Avoiding Alert Fatigue
- Aggregate: Alert on rates or percentiles, not raw counts.
- Thresholds: Use dynamic baselines or seasonal adjustments where possible.
- Actionable: Every alert should have a runbook. If you can't act on it, don't alert.
- Tiers: P1 = page down; P2 = feature broken; P3 = degraded experience. Route accordingly.
Building Custom Dashboards for Frontend Health
Key Metrics to Track
Build dashboards with: error rate by release/route, Core Web Vitals over time, API latency percentiles, conversion funnel health. Segment by device, browser, and region to spot localized issues.
Correlation With Releases and Flags
Overlay deployment markers and feature flag changes on your dashboards. When error rate spikes, you can immediately see if it correlates with a recent deploy or flag rollout. This is critical for fast incident response.

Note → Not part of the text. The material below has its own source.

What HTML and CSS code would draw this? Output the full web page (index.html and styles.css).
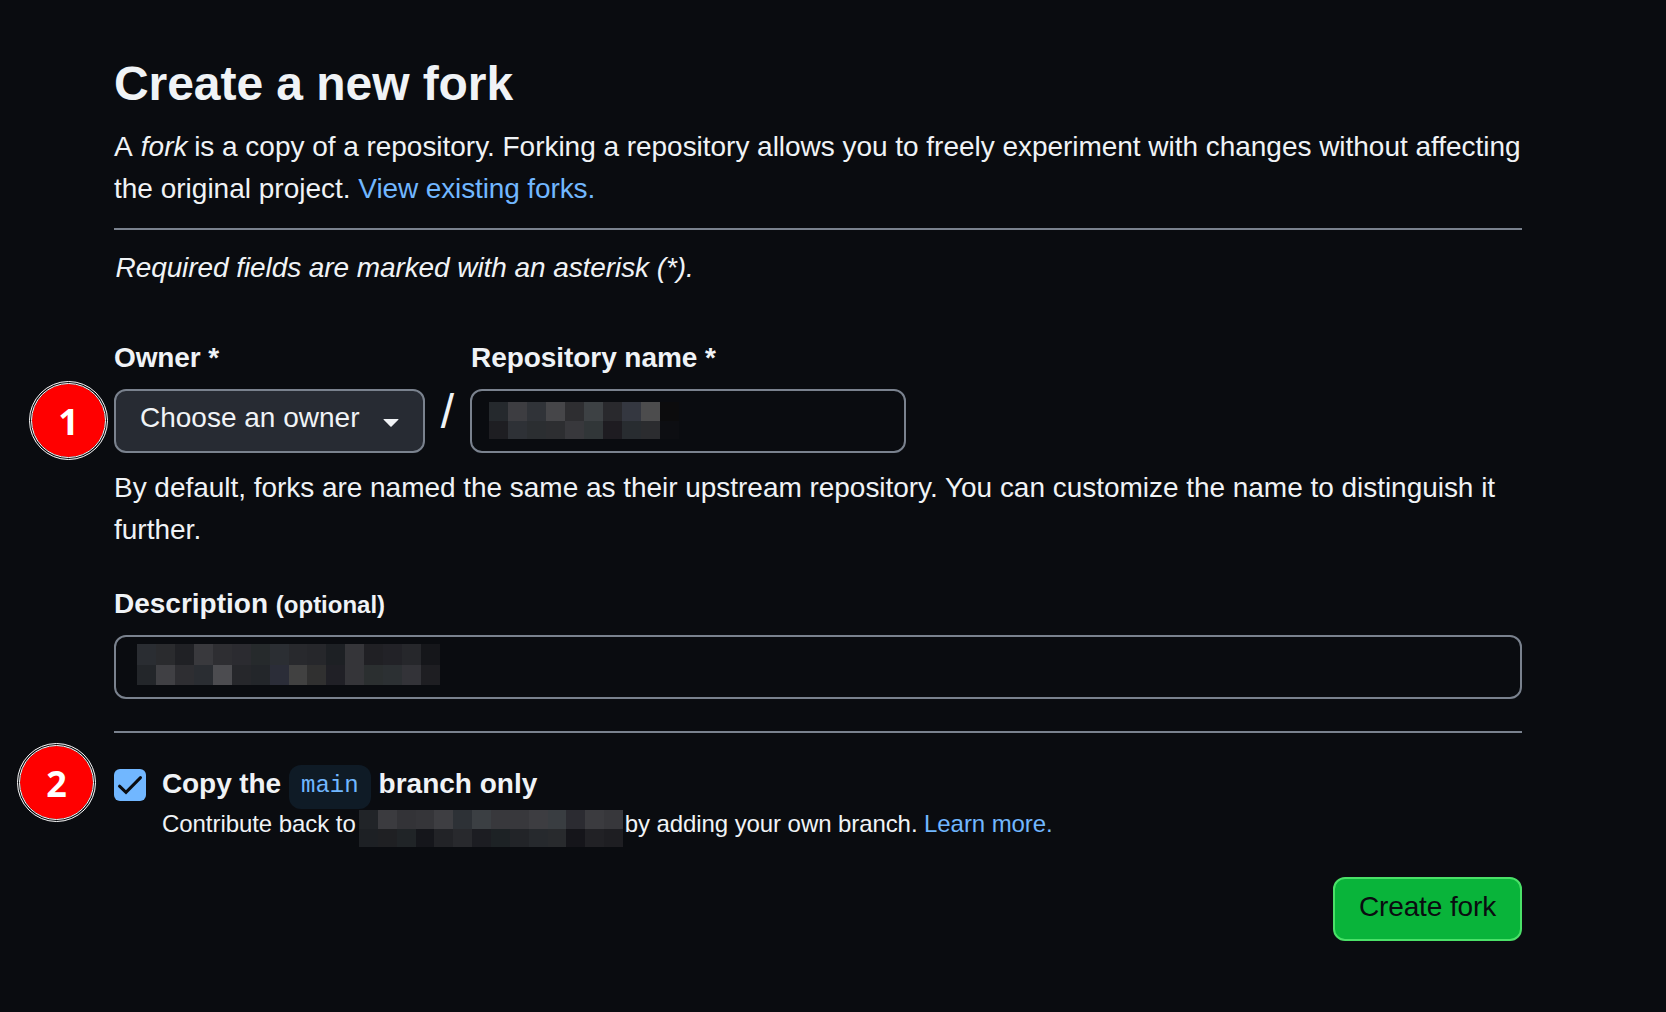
FILE: index.html
```html
<!DOCTYPE html>
<html lang="en">
<head>
<meta charset="utf-8">
<title>Create a new fork</title>
<link rel="stylesheet" href="styles.css">
</head>
<body>
<main class="page">
  <header class="intro">
    <h1 class="title"><span>Create a new fork</span></h1>
    <p class="lead"><span class="lead-a">A <em>fork</em> is a copy of a repository. Forking a repository allows you to freely experiment with changes without affecting</span><br><span class="lead-b">the original project. <a class="link">View existing forks.</a></span></p>
  </header>
  <p class="required"><span>Required fields are marked with an asterisk (*).</span></p>
  <form class="form">
    <div class="names">
      <div class="field owner">
        <span class="label"><span class="label-owner">Owner *</span></span>
        <button type="button" class="select"><span>Choose an owner</span><svg class="caret" width="16" height="8" viewBox="0 0 16 8"><path d="M1 0H15Q16 0 15.3 .8L8.6 7.6Q8 8.1 7.4 7.6L.7 .8Q0 0 1 0Z" fill="#f0f3f6"/></svg></button>
        <span class="marker marker-one">1</span>
      </div>
      <span class="slash">/</span>
      <div class="field repo">
        <span class="label"><span class="label-repo">Repository name *</span></span>
        <div class="input input-repo">
          <svg width="190" height="37" shape-rendering="crispEdges">
            <path fill="#25292d" d="M0 0h19v19H0z"/><path fill="#3d3d41" d="M19 0h19v19H19z"/><path fill="#303338" d="M38 0h19v19H38z"/><path fill="#464649" d="M57 0h19v19H57z"/><path fill="#2e2e31" d="M76 0h19v19H76z"/><path fill="#3d4144" d="M95 0h19v19H95z"/><path fill="#29292d" d="M114 0h19v19h-19z"/><path fill="#343740" d="M133 0h19v19h-19z"/><path fill="#4c4c4d" d="M152 0h19v19h-19z"/><path fill="#0c0c0d" d="M171 0h19v19h-19z"/>
            <path fill="#1e1e22" d="M0 19h19v18H0z"/><path fill="#2e3136" d="M19 19h19v18H19z"/><path fill="#2b2e31" d="M38 19h19v18H38z"/><path fill="#2d2e31" d="M57 19h19v18H57z"/><path fill="#38383c" d="M76 19h19v18H76z"/><path fill="#313638" d="M95 19h19v18H95z"/><path fill="#1e1c21" d="M114 19h19v18h-19z"/><path fill="#282c30" d="M133 19h19v18h-19z"/><path fill="#2b2c2f" d="M152 19h19v18h-19z"/><path fill="#0d0e12" d="M171 19h19v18h-19z"/>
          </svg>
        </div>
      </div>
    </div>
    <p class="help"><span class="help-a">By default, forks are named the same as their upstream repository. You can customize the name to distinguish it</span><br><span class="help-b">further.</span></p>
    <div class="field description">
      <span class="label"><span class="label-desc">Description</span> <small>(optional)</small></span>
      <div class="input input-desc">
        <svg width="303" height="41" shape-rendering="crispEdges">
          <path fill="#2a2d32" d="M0 0h19v21H0z"/><path fill="#2a2b2e" d="M19 0h19v21H19z"/><path fill="#202125" d="M38 0h19v21H38z"/><path fill="#39393d" d="M57 0h19v21H57z"/><path fill="#2e2e32" d="M76 0h19v21H76z"/><path fill="#2b2b30" d="M95 0h19v21H95z"/><path fill="#262a2c" d="M114 0h19v21h-19z"/><path fill="#2b2e33" d="M133 0h19v21h-19z"/><path fill="#28292d" d="M152 0h18v21h-18z"/><path fill="#26272b" d="M170 0h19v21h-19z"/><path fill="#1d2024" d="M189 0h19v21h-19z"/><path fill="#353539" d="M208 0h19v41h-19z"/><path fill="#202024" d="M227 0h19v21h-19z"/><path fill="#222227" d="M246 0h19v21h-19z"/><path fill="#26272b" d="M265 0h19v21h-19z"/><path fill="#15161a" d="M284 0h19v21h-19z"/>
          <path fill="#23262a" d="M0 21h19v20H0z"/><path fill="#404044" d="M19 21h19v20H19z"/><path fill="#2e2e32" d="M38 21h19v20H38z"/><path fill="#2a2d32" d="M57 21h19v20H57z"/><path fill="#4c4c50" d="M76 21h19v20H76z"/><path fill="#26272b" d="M95 21h19v20H95z"/><path fill="#23262a" d="M114 21h19v20h-19z"/><path fill="#2b2d38" d="M133 21h19v20h-19z"/><path fill="#414141" d="M152 21h18v20h-18z"/><path fill="#303030" d="M170 21h19v20h-19z"/><path fill="#202026" d="M189 21h19v20h-19z"/><path fill="#2b2f30" d="M227 21h19v20h-19z"/><path fill="#2c3033" d="M246 21h19v20h-19z"/><path fill="#333338" d="M265 21h19v20h-19z"/><path fill="#1e1e22" d="M284 21h19v20h-19z"/>
        </svg>
      </div>
    </div>
    <div class="branch">
      <svg class="check" width="32" height="32" viewBox="0 0 32 32"><rect width="32" height="32" rx="6" fill="#71b7ff"/><path d="M5.5 17.2 12 23.4 26.5 8.6" fill="none" stroke="#0a0c10" stroke-width="3" stroke-linecap="round" stroke-linejoin="miter"/></svg>
      <div class="branch-text">
        <div class="branch-title"><span class="copy">Copy the</span><code>main</code><span class="only">branch only</span></div>
        <div class="branch-note">
          <span class="contribute">Contribute back to</span>
          <svg class="masked" width="264" height="37" shape-rendering="crispEdges">
            <path fill="#212428" d="M0 0h19v19H0z"/><path fill="#3b3b3f" d="M19 0h19v19H19z"/><path fill="#333337" d="M38 0h19v19H38z"/><path fill="#353539" d="M57 0h18v19H57z"/><path fill="#3e3e42" d="M75 0h19v19H75z"/><path fill="#2d3136" d="M94 0h19v19H94z"/><path fill="#3b3f43" d="M113 0h19v19h-19z"/><path fill="#38383c" d="M132 0h38v19h-38z"/><path fill="#3d3d41" d="M170 0h19v19h-19z"/><path fill="#393d41" d="M189 0h18v19h-18z"/><path fill="#2b2b31" d="M207 0h19v19h-19z"/><path fill="#3b3b3f" d="M226 0h19v19h-19z"/><path fill="#37373b" d="M245 0h19v19h-19z"/>
            <path fill="#1d2024" d="M0 19h19v18H0z"/><path fill="#1f2023" d="M19 19h19v18H19z"/><path fill="#202427" d="M38 19h19v18H38z"/><path fill="#15161b" d="M57 19h18v18H57z"/><path fill="#222327" d="M75 19h19v18H75z"/><path fill="#28292d" d="M94 19h19v18H94z"/><path fill="#1c1d22" d="M113 19h19v18h-19z"/><path fill="#1d2225" d="M132 19h19v18h-19z"/><path fill="#222428" d="M151 19h19v18h-19z"/><path fill="#26292d" d="M170 19h19v18h-19z"/><path fill="#282a2d" d="M189 19h18v18h-18z"/><path fill="#15151a" d="M207 19h19v18h-19z"/><path fill="#212125" d="M226 19h19v18h-19z"/><path fill="#1e1e22" d="M245 19h19v18h-19z"/>
          </svg>
          <span class="adding">by adding your own branch. <a class="link">Learn more.</a></span>
        </div>
      </div>
      <span class="marker marker-two">2</span>
    </div>
    <div class="actions"><button type="button" class="submit"><span>Create fork</span></button></div>
  </form>
</main>
</body>
</html>
```

FILE: styles.css
```css
* { box-sizing: border-box; }
body {
  margin: 0;
  background: #0a0c10;
  color: #f0f3f6;
  font: 28px/42px "Liberation Sans", Arial, sans-serif;
}
p, h1 { margin: 0; }
.page { width: 1408px; margin-left: 114px; padding-top: 48px; white-space: nowrap; }
.intro { height: 182px; border-bottom: 2px solid #7a828e; }
.title { font-size: 48px; line-height: 72px; font-weight: 600; letter-spacing: -0.06px; }
.lead { margin-top: 6px; }
.lead-a { letter-spacing: -0.03px; }
.lead-a em { margin: 0 -1px 0 2px; }
.lead-b .link { letter-spacing: -0.12px; }
.link { color: #71b7ff; }
.required { margin-top: 17px; padding-left: 1.5px; font-style: italic; letter-spacing: -0.08px; }

.names { display: flex; margin-top: 48px; }
.field { display: flex; flex-direction: column; position: relative; }
.label { font-weight: 600; height: 52px; }
.label small { font-size: 24px; }
.label-owner { letter-spacing: -0.1px; }
.label-repo { margin-left: 1px; letter-spacing: -0.06px; }
.select {
  display: flex; justify-content: space-between; align-items: center;
  width: 311px; height: 64px; padding: 0 24px 6px 24px;
  border: 2px solid #7a828e; border-radius: 12px;
  background: #272b33; color: #f0f3f6; font: inherit;
}
.caret { margin-top: 9px; }
.slash { width: 45px; padding-top: 51px; text-align: center; font-size: 48px; line-height: 48px; }
.input { height: 64px; border: 2px solid #7a828e; border-radius: 12px; }
.input svg { display: block; }
.input-repo { width: 436px; padding: 11px 0 0 17px; }
.input-desc { padding: 7px 0 0 21px; }
.help { margin-top: 14px; }
.help-a { letter-spacing: -0.032px; }

.description { margin-top: 32px; }
.branch {
  display: flex; position: relative; height: 126px; margin-top: 32px;
  border-top: 2px solid #7a828e;
}
.check { margin-top: 36px; flex: none; }
.branch-text { margin: 29px 0 0 16px; }
.branch-title { display: flex; font-weight: 600; height: 48px; }
.copy, .only { padding-top: 1px; }
.copy { letter-spacing: -0.1px; }
code {
  height: 44px; margin: 3px 8px 0; padding: 0 12px; border-radius: 12px;
  background: #0f1b26; color: #71b7ff;
  font: 24px/41px "Liberation Mono", monospace;
}
.branch-note { display: flex; font-size: 24px; line-height: 28px; }
.contribute { letter-spacing: -0.06px; }
.adding { letter-spacing: -0.08px; }
.masked { margin: 0 2px 0 3px; }
.actions { display: flex; justify-content: flex-end; margin-top: 20px; }
.submit {
  width: 189px; height: 64px; padding: 0 0 4px;
  border: 2px solid #4ae168; border-radius: 12px;
  background: #09b43a; color: #0a0c10; font: inherit; text-align: center;
  letter-spacing: -0.12px;
}

/* Numbered step markers sit outside the form column */
.marker {
  position: absolute; width: 79px; height: 79px; border-radius: 50%;
  border: 3px double #fff; background: #f00; background-clip: padding-box;
  color: #fff; text-align: center;
  font: 700 36px/76px "Open Sans", "Noto Sans", sans-serif;
}
.marker-one { left: -85px; top: 44px; }
.marker-two { left: -97px; top: 10px; }
```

Feature Flag Observability
Tracking Adoption and Errors by Flag
When you ship a feature behind a flag, instrument it: log which users see which variant, track conversion or engagement by variant, and monitor error rate by flag. This lets you catch bad rollouts before you fully enable a feature.
Kill Switches
Feature flags double as kill switches. If a new feature causes errors, turn it off without redeploying. Ensure your flagging system is observable—you need to know who has the flag on and what errors they're seeing.
Frontend observability turns production from a black box into a transparent, debuggable system. Invest in error tracking with source maps and breadcrumbs, real user performance monitoring, and smart alerting. Use session replay sparingly but effectively. Your users—and your on-call engineers—will benefit.